ALF Law and Literature Reading Group: Probing Greek Tragedies (Session 6 & 7, June 16 & 23, 2015)

The last few sessions of ALF’s Law and Literature reading group saw us continuing our exploration of Greek tragedy. Our investigation in Sessions 6 and 7 focused on Antigone by Sophocles, a play that rung the discordant note of dissent in a tyrannical regime. The play presents us with a series of contrasting ideas, both ancient in origin and contemporary in relevance. The screening of the 1961 movie of the same name directed by Georges Tzavellas on the 16th of June was followed an engaging discussion of the text of the play the following week.

It was noted at the very outset of the discussion that Greek plays are placed on the cusp of a significant event, which brings in an element of fate and inescapable destiny. The balance between the inevitable and the characters’ struggle to escape the inescapable adds to the theatricality of Greek tragedy.

Antigone sets the tone for a society that has just surfaced from the grind of a brutal war and is on the brink of re-establishment of order. As the third and final play of the Oedipus Cycle, Antigone tells the tale, interestingly, of a woman who is born into a cursed line, whose actions in life lead to her untimely death. Antigone’s opening words lament the suffering of the children of Oedipus, which makes her disaffection towards Creon’s order even more potent as she appears to have nothing to lose in challenging the authority of the State.
Antigone, as a work of literature, is extremely progressive and the tone of progress and refinement is brought out from the outset by its choice of protagonist. While other readings of the Law and Literature group observed the status of women as limited to merely being the carriers of the male seed, this play presents one woman as the sole defender of a higher law that has been overridden by the king. The contrast between Ismene and Antigone perhaps seeks to solidify Antigone’s radical nature. Antigone’s insistence that Creon’s law is merely the word of another human and can therefore be broken without any negative consequences from the Gods augments the idea that men are perhaps not quite as superior as they have been believed to be.

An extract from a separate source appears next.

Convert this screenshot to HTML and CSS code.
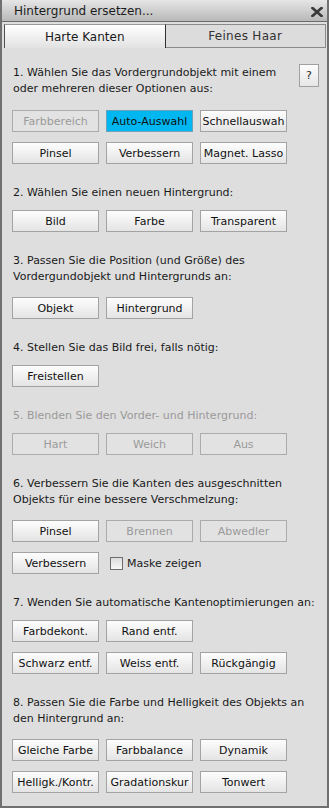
FILE: index.html
```html
<!DOCTYPE html>
<html lang="de">
<head>
  <meta charset="UTF-8" />
  <title>Hintergrund ersetzen</title>
  <link rel="stylesheet" href="styles.css">
</head>
<body>
<div class="window">
  <div class="titlebar">
    <span>Hintergrund ersetzen...</span>
    <svg class="close" width="12" height="10" viewBox="0 0 12 10">
      <path d="M1.5 1 L10.5 9 M10.5 1 L1.5 9" stroke="#3a3a3a" stroke-width="2.6" stroke-linecap="square"/>
    </svg>
  </div>

  <div class="tabs">
    <div class="tab active">Harte Kanten</div>
    <div class="tab">Feines Haar</div>
  </div>

  <div class="content">
    <div class="step first">
      <div class="step-head">
        <p>1. Wählen Sie das Vordergrundobjekt mit einem<br>oder mehreren dieser Optionen aus:</p>
        <button class="help">?</button>
      </div>
      <div class="rows">
        <div class="row">
          <button class="btn" disabled>Farbbereich</button>
          <button class="btn on">Auto-Auswahl</button>
          <button class="btn">Schnellauswah</button>
        </div>
        <div class="row">
          <button class="btn">Pinsel</button>
          <button class="btn">Verbessern</button>
          <button class="btn">Magnet. Lasso</button>
        </div>
      </div>
    </div>

    <div class="step">
      <p>2. Wählen Sie einen neuen Hintergrund:</p>
      <div class="rows">
        <div class="row">
          <button class="btn">Bild</button>
          <button class="btn">Farbe</button>
          <button class="btn">Transparent</button>
        </div>
      </div>
    </div>

    <div class="step">
      <p class="tall">3. Passen Sie die Position (und Größe) des<br>Vordergundobjekt und Hintergrunds an:</p>
      <div class="rows">
        <div class="row">
          <button class="btn">Objekt</button>
          <button class="btn">Hintergrund</button>
        </div>
      </div>
    </div>

    <div class="step">
      <p>4. Stellen Sie das Bild frei, falls nötig:</p>
      <div class="rows">
        <div class="row">
          <button class="btn">Freistellen</button>
        </div>
      </div>
    </div>

    <div class="step off">
      <p>5. Blenden Sie den Vorder- und Hintergrund:</p>
      <div class="rows">
        <div class="row">
          <button class="btn" disabled>Hart</button>
          <button class="btn" disabled>Weich</button>
          <button class="btn" disabled>Aus</button>
        </div>
      </div>
    </div>

    <div class="step">
      <p class="tall">6. Verbessern Sie die Kanten des ausgeschnitten<br>Objekts für eine bessere Verschmelzung:</p>
      <div class="rows">
        <div class="row">
          <button class="btn">Pinsel</button>
          <button class="btn" disabled>Brennen</button>
          <button class="btn" disabled>Abwedler</button>
        </div>
        <div class="row">
          <button class="btn">Verbessern</button>
          <label class="check"><span class="box"></span>Maske zeigen</label>
        </div>
      </div>
    </div>

    <div class="step">
      <p>7. Wenden Sie automatische Kantenoptimierungen an:</p>
      <div class="rows">
        <div class="row">
          <button class="btn">Farbdekont.</button>
          <button class="btn">Rand entf.</button>
        </div>
        <div class="row">
          <button class="btn">Schwarz entf.</button>
          <button class="btn">Weiss entf.</button>
          <button class="btn">Rückgängig</button>
        </div>
      </div>
    </div>

    <div class="step">
      <p class="tall">8. Passen Sie die Farbe und Helligkeit des Objekts an<br>den Hintergrund an:</p>
      <div class="rows">
        <div class="row">
          <button class="btn">Gleiche Farbe</button>
          <button class="btn">Farbbalance</button>
          <button class="btn">Dynamik</button>
        </div>
        <div class="row">
          <button class="btn">Helligk./Kontr.</button>
          <button class="btn">Gradationskur</button>
          <button class="btn">Tonwert</button>
        </div>
      </div>
    </div>
  </div>
</div>
</body>
</html>
```

FILE: styles.css
```css
body {
  margin: 0;
  font-family: "DejaVu Sans", sans-serif;
  font-size: 11px;
  color: #1a1a1a;
}
.window {
  width: 329px;
  height: 808px;
  box-sizing: border-box;
  border: 2px solid #707070;
  border-top: none;
  background-color: #dedede;
}
.titlebar {
  height: 22px;
  box-sizing: border-box;
  border-bottom: 1px solid #6a6a6a;
  background: linear-gradient(#e6e6e6, #b8b8b8);
  display: flex;
  align-items: center;
  justify-content: space-between;
  padding: 1px 4px 0 12px;
  font-size: 12px;
  color: #1c1c1c;
}
.close {
  margin-top: 1px;
}
.tabs {
  display: flex;
  margin: 2px 1px 0 2px;
}
.tab {
  flex: 1;
  height: 24px;
  box-sizing: border-box;
  display: flex;
  align-items: center;
  justify-content: center;
  font-size: 12px;
  color: #1a1a1a;
}
.tab.active {
  background: linear-gradient(#ffffff, #e2e2e2);
  border-top: 1px solid #9a9a9a;
  border-left: 1px solid #505050;
  border-right: 1px solid #303030;
}
.tab:not(.active) {
  background-color: #dcdcdc;
  border: 1px solid #8a8a8a;
  border-left: none;
  color: #333;
  letter-spacing: 0.3px;
}
.content {
  padding: 0 8px 0 10px;
}
.step {
  margin-top: 21px;
}
.step.first {
  margin-top: 17px;
}
.step p {
  margin: 0 0 9px;
  padding-left: 1px;
  line-height: 16px;
}
.step p.tall {
  margin-bottom: 12px;
}
.step.off p {
  color: #9a9a9a;
}
.step-head {
  display: flex;
  justify-content: space-between;
  align-items: flex-start;
}
.step-head p {
  margin-bottom: 13px;
}
.help {
  width: 20px;
  height: 23px;
  margin-top: -1px;
  padding: 0;
  border: 1px solid #a0a0a0;
  background: linear-gradient(#fdfdfd, #e6e6e6);
  font: inherit;
  color: #222;
}
.rows {
  display: flex;
  flex-direction: column;
  gap: 10px;
}
.row {
  display: flex;
  gap: 7px;
  align-items: center;
}
.btn {
  width: 87px;
  height: 22px;
  box-sizing: border-box;
  padding: 0;
  border: 1px solid #a3a3a3;
  background: linear-gradient(#fdfdfd, #e4e4e4);
  font: inherit;
  color: #111;
  white-space: nowrap;
  overflow: hidden;
}
.btn.on {
  background: #00b7f1;
  border-color: #6aa2ba;
}
.btn:disabled {
  background: #e2e2e2;
  color: #9a9a9a;
  border-color: #ababab;
}
.check {
  display: flex;
  align-items: center;
  gap: 4px;
  margin-left: 4px;
}
.box {
  width: 13px;
  height: 13px;
  box-sizing: border-box;
  border: 1px solid #6d6d6d;
  background: linear-gradient(#dcdcdc, #f7f7f7);
}
```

Another question the play puts forth is that of fate and whether someone taking stock of their life through choices can escape fate’s clutches. The face-off between dissent and submission to a higher authority, and if so which authority, is a contrasting theme we explored.

We observed in our discussions of the Oresteia how Greek tragedy traced the move from justice to law. Antigone revisits the quandary by returning from law to justice in its tussle between divine law and a man made law. Our discussion looked at the classic debate on the primacy of natural law over positive law or vice versa, beautifully captured in Antigone’s challenge of Creon’s order on the ground that she is bound by law older than man. Creon to a certain extent abides by the idea that the State is divinely ordained, and as the king, he exercises divine powers which raise his law to the same status as that of the Gods. The problem, as Antigone sees it, arises when the king’s law runs contrary to a divine law and it is here that dissent enters the picture. The role of civil disobedience in expressing one’s dissent is significant as it does not raise the question of violence that we were unable to resolve in our earlier readings. The differing importance Antigone attributes to the duty owed to the dead and the duty of allegiance owed to one’s king is central to her argument with Creon.

The role of repentance in determining guilt was another theme we looked into, demonstrated in the anger Creon feels in seeing that Antigone was not repentant for breaking his law. We also saw, ironically, how Creon’s own repentance towards the end of the play has no real effect on the tragedy that plays out. Towards the end of our discussion, we felt a measure of sympathy towards the man who was merely trying to re-establish order in his realm, but went about it in a questionable manner.

Interestingly, we found a certain similarity between the two opposing characters of Antigone and Creon insofar as both being stubborn advocates of their respective ideologies, both of which are not based on reason, but a strongly felt belief in a particular system. In this setting, Haemon, the son of Creon, is the only rational character striving to convince his father using pure logic. Thus, the play also introduces hints of a shift from belief to rationale. This is a theme, when combined with the idea of civil disobedience, could possibly sow the seeds for participation and democracy.

An important idea that coalesced through this discussion was that the ability to dissent was born of the privileged position that Antigone enjoyed. Despite being the daughter of a fallen king, she still lived under the care and protection of her uncle, Creon, who succeeded her father Oedipus as tyrant. The contrast is singularly evident in the servile and terrified language of the messenger who brings Creon the news of his law being broken and Antigone’s own fearless challenge of Creon’s authority.

The literary merit of the play is in no way shadowed by the multitude of themes it presents and our riveting discussion of Antigone was the perfect penultimate analysis of the Greeks.